Team Interaction Modes
‘X as a service’ – There are strong delivery dependencies in this mode. The different category of teams will offer a tool or a platform as a service, which supports the other team.
Facilitating – This particularly applies to Enabling teams that facilitate and support other teams in upskilling their knowledge, from their own research and proof of concepts.
Collaborating – A two-way communication mode, teams interact and collaborate with each other to produce and consume a service.
Whenever teams interact with each other, it is important to ensure that there isn’t too much interaction to avoid dependencies. Organisations need to define teams and define the interactions that these teams will have and contribute positively towards the symptoms that the organisation would have been presenting in a chaotic and non-lean manner.
Inverse Conway Manoeuvre
The Inverse Conway Manoeuvre recommends evolving your team and organisational structure to promote your desired architecture. This is the opposite to amending the architecture and then anticipating results; your team needs to evolve around the architecture to have a leaner culture.
It is important to note that as easy as it may look, this is a change management process. The organisation cannot come to a standstill or pause, business has to run as usual.
Rutuja recommends baby steps and looking at what areas are least impacted and what areas are most affected and picking areas one by one to tackle the bigger picture.
Team Topologies in real life
Customer Value, Customer Centricity, Product Success are some of the ultimate goals of an organisation.
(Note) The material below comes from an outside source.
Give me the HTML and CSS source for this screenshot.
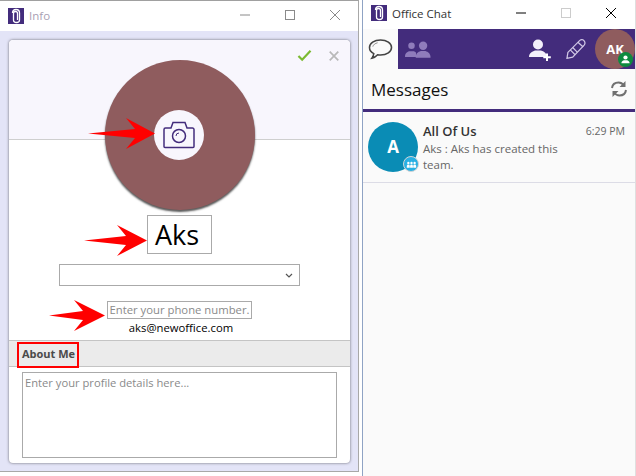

And to achieve them one of the focus areas for an organisation is to ensure that the teams are set up and interacting efficiently to deliver customer value with speed.
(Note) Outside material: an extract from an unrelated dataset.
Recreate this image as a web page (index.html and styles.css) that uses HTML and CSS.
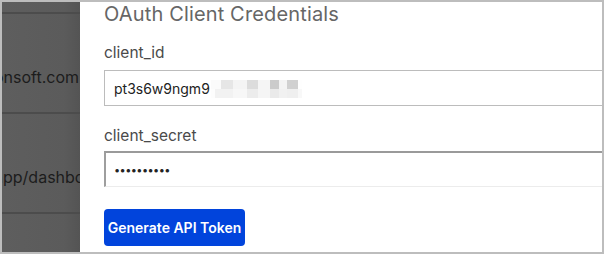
FILE: index.html
```html
<!DOCTYPE html>
<html>
<head>
<meta charset="utf-8">
<link rel="stylesheet" href="styles.css">
</head>
<body>
<div class="frame">
  <div class="backdrop">
    <div class="bd-row bd-first"></div>
    <div class="bd-row bd-right"><span>jsonsoft.com</span></div>
    <div class="bd-row bd-left"><span>app/dashboard</span></div>
    <div class="bd-row"></div>
  </div>
  <div class="modal">
    <h2 class="title">OAuth Client Credentials</h2>
    <label class="label">client_id</label>
    <div class="input input-id">
      <span class="value">pt3s6w9ngm9</span>
      <span class="blur">
        <span class="blur-row">
          <i style="background:#fbfbfb;width:10px"></i><i style="background:#e6e6e6;width:12px"></i><i style="background:#f4f4f4;width:14px"></i><i style="background:#dcdcdc;width:11px"></i><i style="background:#f5f5f5;width:12px"></i><i style="background:#cbcbcb;width:9px"></i><i style="background:#f3f3f3;width:8px"></i><i style="background:#d0d0d0;width:11px"></i><i style="background:#fefefe;width:4px"></i>
        </span>
        <span class="blur-row">
          <i style="background:#fdfdfd;width:4px"></i><i style="background:#f2f2f2;width:18px"></i><i style="background:#f7f7f7;width:14px"></i><i style="background:#ececec;width:11px"></i><i style="background:#f5f5f5;width:12px"></i><i style="background:#eaeaea;width:9px"></i><i style="background:#f1f1f1;width:8px"></i><i style="background:#efefef;width:11px"></i><i style="background:#f8f8f8;width:4px"></i>
        </span>
      </span>
    </div>
    <label class="label label-secret">client_secret</label>
    <div class="input input-secret">
      <span class="value dots">••••••••••</span>
    </div>
    <button class="btn">Generate API Token</button>
  </div>
</div>
</body>
</html>
```
FILE: styles.css
```css
* { box-sizing: border-box; }
html, body { margin: 0; padding: 0; background: #fff; }
.frame {
  width: 604px;
  height: 254px;
  border: 2px solid #bdbdbd;
  display: flex;
  overflow: hidden;
  font-family: "Inter", "Open Sans", sans-serif;
}
.backdrop {
  width: 78px;
  flex: none;
  background: linear-gradient(to right, #5e5e5e 0%, #5b5b5b 80%, #545454 100%);
  overflow: hidden;
  display: flex;
  flex-direction: column;
}
.bd-row {
  height: 100px;
  flex: none;
  border-bottom: 2px solid #4c4c4c;
  display: flex;
  align-items: flex-start;
  padding-top: 53px;
  white-space: nowrap;
  color: #1c1c1c;
  font-size: 16px;
  line-height: 20px;
}
.bd-first { height: 12px; padding-top: 0; }
.bd-right { justify-content: flex-end; padding-right: 1px; }
.bd-left span { margin-left: -8px; }
.modal {
  flex: 1;
  background: #fff;
  padding-left: 24px;
  display: flex;
  flex-direction: column;
  align-items: flex-start;
}
.title {
  margin: 0;
  font-weight: 400;
  font-size: 20px;
  letter-spacing: 0.15px;
  line-height: 26px;
  margin-top: -1px;
  color: #666;
}
.label {
  margin-top: 16px;
  font-size: 15.5px;
  line-height: 20px;
  color: #4a4a4a;
}
.label-secret { margin-top: 20px; }
.input {
  margin-top: 7px;
  width: calc(100% + 10px);
  height: 36px;
  display: flex;
  align-items: center;
  padding-left: 9px;
  font-size: 14px;
  color: #222;
  background: #fff;
}
.input-id {
  border: 1px solid #bcbcbc;
  border-right: none;
}
.input-secret {
  margin-top: 5px;
  border-top: 2px solid #9a9a9a;
  border-left: 2px solid #9e9e9e;
  border-bottom: 1px solid #ececec;
  padding-left: 8px;
}
.value { white-space: nowrap; }
.dots { letter-spacing: -0.6px; font-size: 11px; }
.blur { display: flex; flex-direction: column; margin-left: 1px; margin-top: 2px; }
.blur-row { display: flex; height: 9px; }
.blur i { display: block; height: 9px; }
.btn {
  margin-top: 22px;
  height: 37px;
  width: 141px;
  background: #0144dc;
  border: none;
  border-radius: 4px;
  color: #fff;
  font-family: inherit;
  font-weight: 600;
  font-size: 14px;
  padding: 0;
}
```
When you start the Team Topologies process, it is important to map the team topology for each team.
The process works in three stages:
Map the current state of your organisation – where do you stand right now?
Analyse the results and define action points – where are you heading?
Implement the actions – what will you change?
In order for the process, all teams need to be onboarded on the concepts of team topologies, including all the definitions and concept applications. These concepts need to be consistent and with the same definitions so that everyone is speaking the same language.
Once this has been outlined, start drawing out each team’s topology. Whether the team is stream-aligned, enabling or collaborative – note down the interactions and the services produced and consumed, so that there is clarity on where ownerships lie and where they sit against the Value Stream.
It is important to note that at this stage, organisations will have teamsf wearing multiple hats and without clear boundaries. In order to move to a lean structure, there need to be clear boundaries as well as assignment of resources, coaching and mentoring to support the teams in taking ownership of their individual categories.
Rutuja compares these chaotic team types to a bowl of spaghetti or like a spider web.
This can feel overwhelming and for managers can feel like a huge task to untangle the web of dependencies and interactions. Here, it is important to define individual team topologies and understand how individual teams interact amongst themselves, as well as their interaction with another team.
Organisations need to reflect and understand what their dream setup looks like. This is dependent on the individual organisation’s goals and aims and then look at where the organisation wants to evolve its team towards.
Team Topologies alone is not enough. It doesn’t work as a silver bullet.
Team Topologies is one of those concepts that where the more structured, the more well-coordinated and more clear teams get on their ownership, the organisation becomes more productive.
A healthy organisational culture and mindset is a must in making the change management process easier.
The leadership team needs to set clear vision and goals to support teams with autonomy, mastery and purpose and drive excellence.